Ce combat, les journaux papiers le mènent depuis l’avènement de la démocratie dans les années 90, dans le sillage du discours de La Baule.

Une répartition dévoyée du fonds de la presse

La section Mauritanie de l'Union de la Presse Francophone se choisit une  nouvelle direction - Thaqafa - Thaqafa
La presse francophone en Mauritanie – Crédit Aisara

Certes, il y a eu beaucoup de dévoiement dans l’attribution de l’aide à la presse. Normalement, les radios et télévisions privées appartenant à des hommes d’affaires, ainsi que les associations de presse ne devaient pas figurer dans la liste des attributaires. Il est également hors de questions de considérer les bloggeurs (animateurs de pages Facebook) comme des journalistes, car ils ne le sont pas, l’aide étant en principe destinée aux seuls organes de presse, ce qui n’est pas leur cas.
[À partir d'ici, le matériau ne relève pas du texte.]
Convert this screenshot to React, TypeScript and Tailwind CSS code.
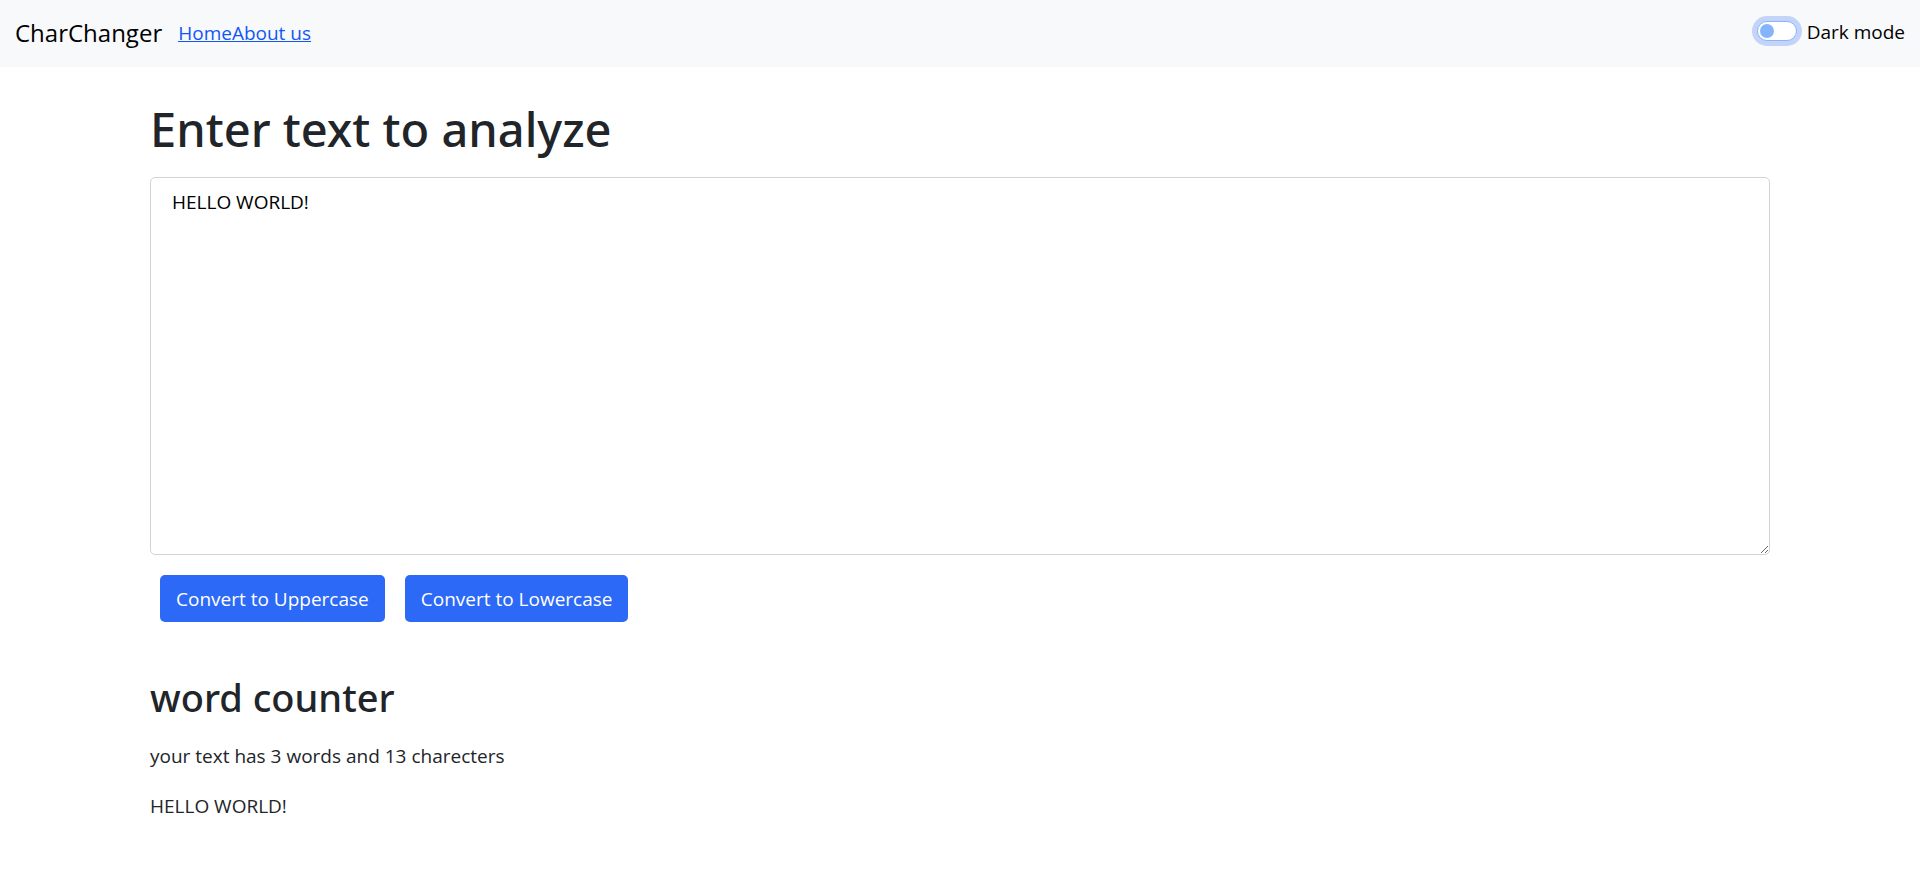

D’autre part, la qualité de membres de la commission d’aide à la presse, fondée sur le bénévolat, ne doit nullement s’associer à une quelconque rétribution. Les salaires qu’ils s’octroient sur le dos de la loi constituent une ponction illégale sur les fonds publics.

Assainir le Comité chargé du fonds d’aide publique à la presse

C’est là où doit se situer le vrai combat pour assainir la gestion du fonds d’appui à la presse.

Enfin, l’Aide à la presse ne doit pas aiguiser l’appétit de certains pseudos défenseurs d’une certaine préférence stupide brandie par des prêcheurs en eaux troubles qui se jouent aux donneurs de leçons.

La presse qu’elle soit arabophone, francophone, ou en langues nationales, électronique, audiovisuelle ou sur papier, doit être respectée dans sa diversité, tels que consacrée par la loi sur la presse et les textes juridiques la régissant dans le cadre du pluralisme médiatique.